Start of Provided data

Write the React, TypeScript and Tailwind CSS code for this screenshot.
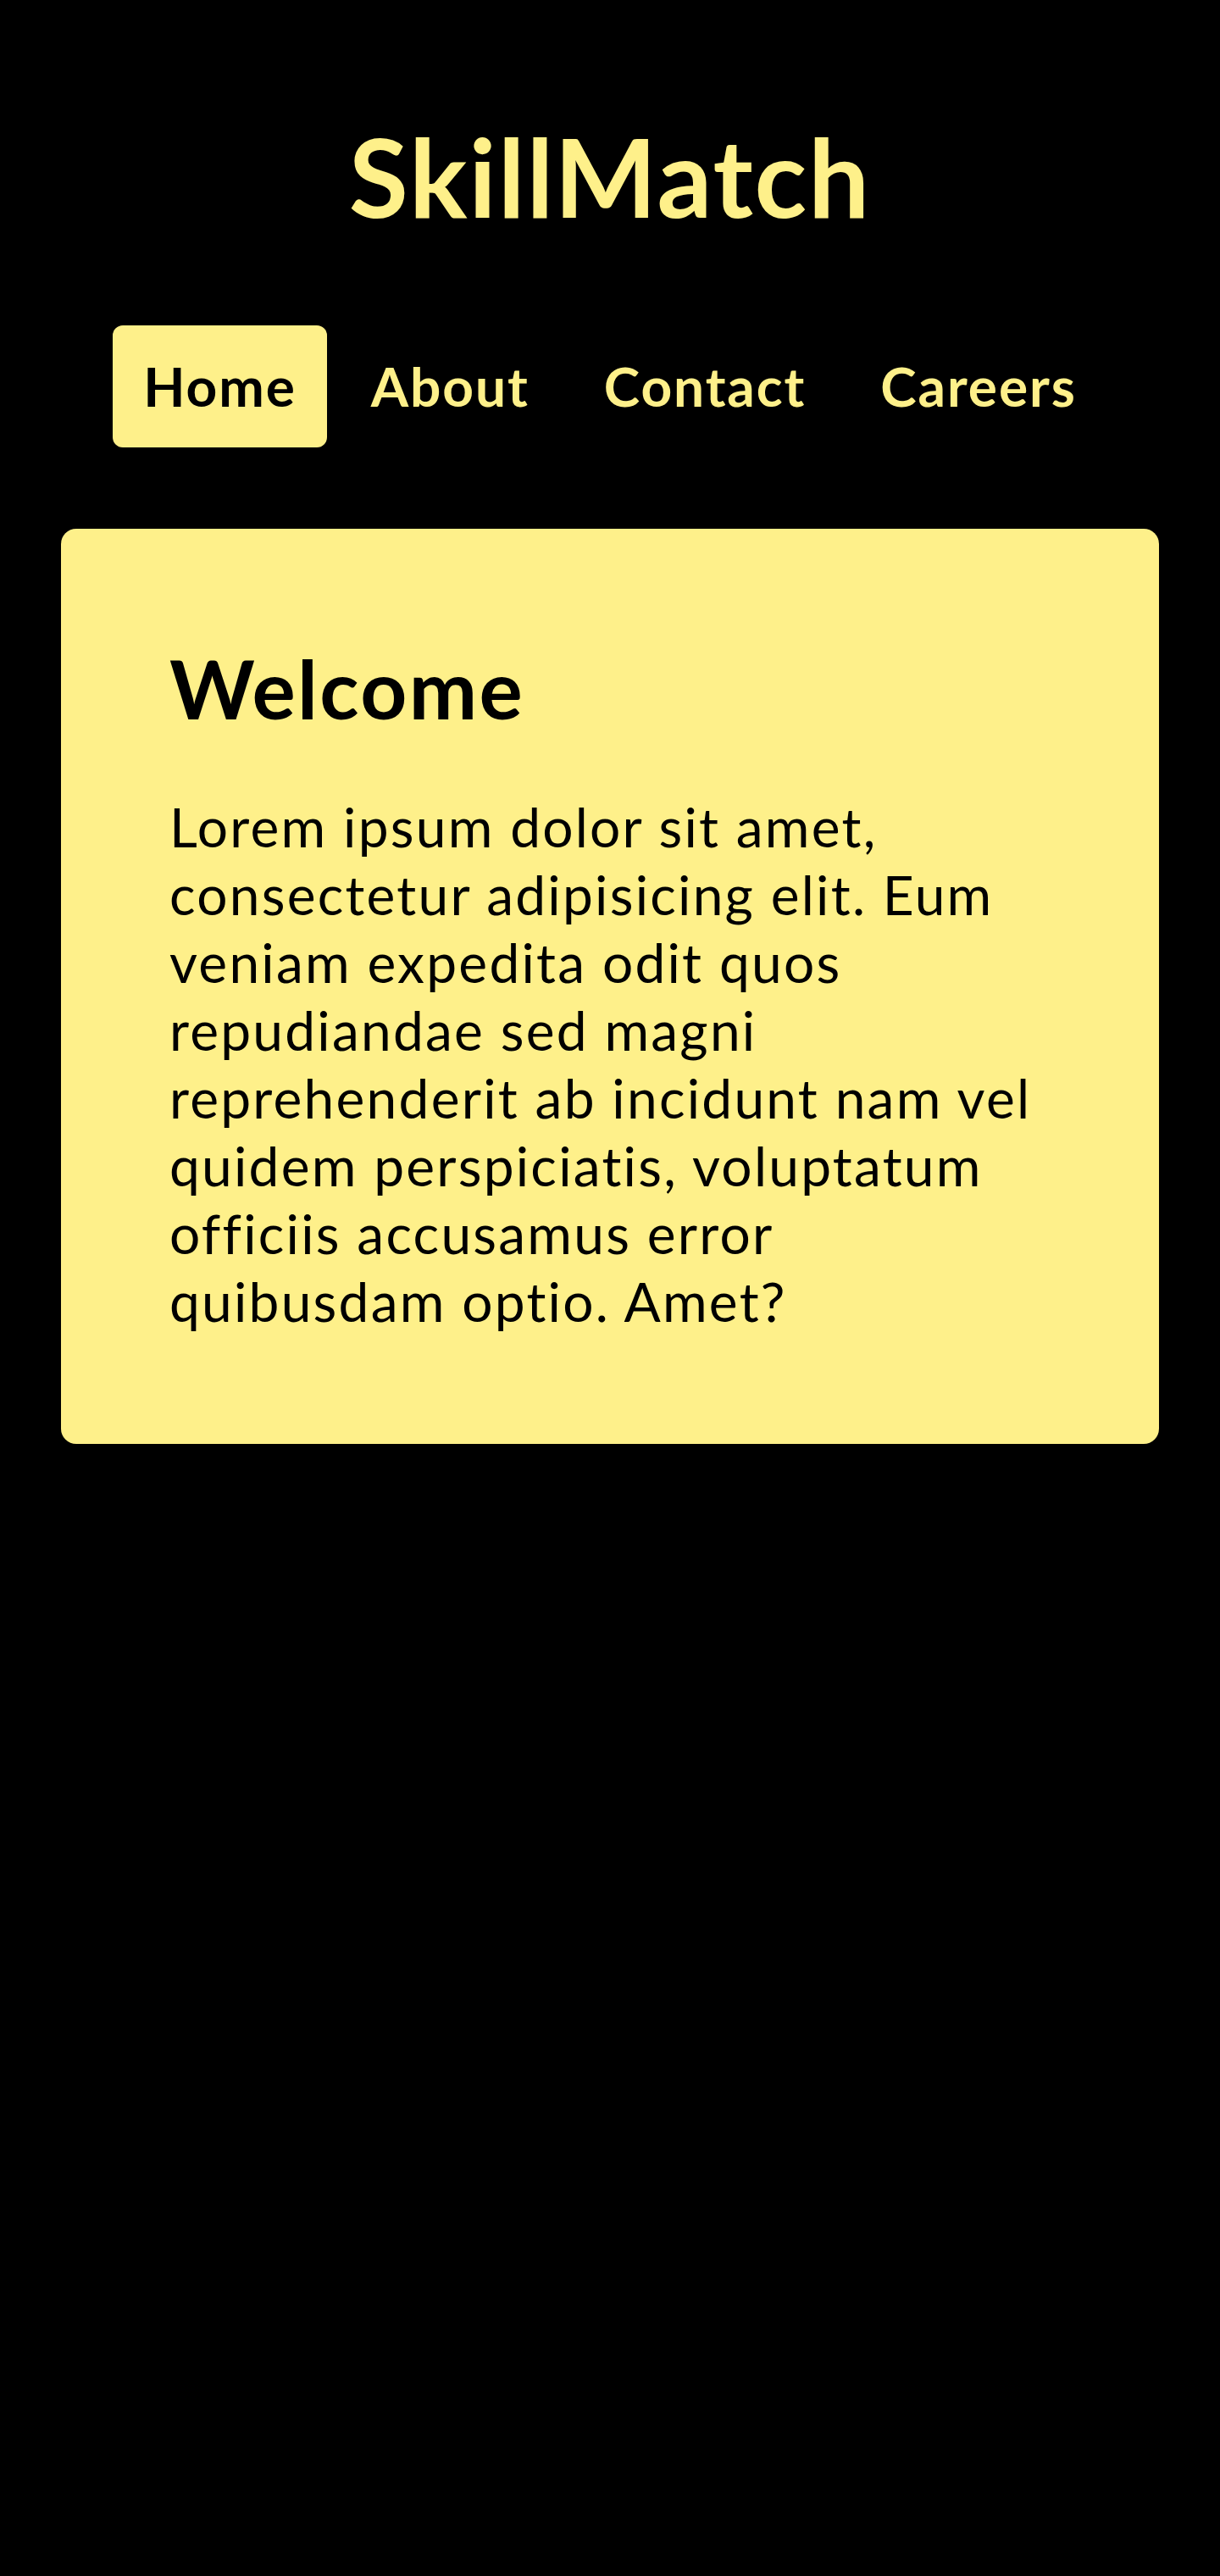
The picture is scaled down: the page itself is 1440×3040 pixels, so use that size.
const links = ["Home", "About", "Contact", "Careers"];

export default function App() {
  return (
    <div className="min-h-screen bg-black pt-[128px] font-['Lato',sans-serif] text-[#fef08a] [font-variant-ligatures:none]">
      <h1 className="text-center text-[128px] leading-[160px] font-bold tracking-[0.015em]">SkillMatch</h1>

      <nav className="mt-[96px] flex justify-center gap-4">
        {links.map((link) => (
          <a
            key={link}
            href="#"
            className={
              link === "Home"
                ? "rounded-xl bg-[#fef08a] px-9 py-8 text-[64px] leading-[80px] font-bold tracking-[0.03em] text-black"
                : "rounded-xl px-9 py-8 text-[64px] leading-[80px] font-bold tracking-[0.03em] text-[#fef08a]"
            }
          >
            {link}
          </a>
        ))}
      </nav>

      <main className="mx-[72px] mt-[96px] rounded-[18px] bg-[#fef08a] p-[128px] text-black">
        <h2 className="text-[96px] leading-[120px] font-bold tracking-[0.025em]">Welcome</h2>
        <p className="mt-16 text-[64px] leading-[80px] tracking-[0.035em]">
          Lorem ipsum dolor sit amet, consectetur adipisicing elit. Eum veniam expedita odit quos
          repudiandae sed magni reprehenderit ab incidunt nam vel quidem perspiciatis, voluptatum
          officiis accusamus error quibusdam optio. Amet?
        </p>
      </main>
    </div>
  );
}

End of Provided data

◆ **Short exercise**: All lines from the one containing "The picture is" through the final line of the listing above are to be reproduced exactly; include both and add nothing.

◆ **Expected answer**:
The picture is scaled down: the page itself is 1440×3040 pixels, so use that size.
const links = ["Home", "About", "Contact", "Careers"];

export default function App() {
  return (
    <div className="min-h-screen bg-black pt-[128px] font-['Lato',sans-serif] text-[#fef08a] [font-variant-ligatures:none]">
      <h1 className="text-center text-[128px] leading-[160px] font-bold tracking-[0.015em]">SkillMatch</h1>

      <nav className="mt-[96px] flex justify-center gap-4">
        {links.map((link) => (
          <a
            key={link}
            href="#"
            className={
              link === "Home"
                ? "rounded-xl bg-[#fef08a] px-9 py-8 text-[64px] leading-[80px] font-bold tracking-[0.03em] text-black"
                : "rounded-xl px-9 py-8 text-[64px] leading-[80px] font-bold tracking-[0.03em] text-[#fef08a]"
            }
          >
            {link}
          </a>
        ))}
      </nav>

      <main className="mx-[72px] mt-[96px] rounded-[18px] bg-[#fef08a] p-[128px] text-black">
        <h2 className="text-[96px] leading-[120px] font-bold tracking-[0.025em]">Welcome</h2>
        <p className="mt-16 text-[64px] leading-[80px] tracking-[0.035em]">
          Lorem ipsum dolor sit amet, consectetur adipisicing elit. Eum veniam expedita odit quos
          repudiandae sed magni reprehenderit ab incidunt nam vel quidem perspiciatis, voluptatum
          officiis accusamus error quibusdam optio. Amet?
        </p>
      </main>
    </div>
  );
}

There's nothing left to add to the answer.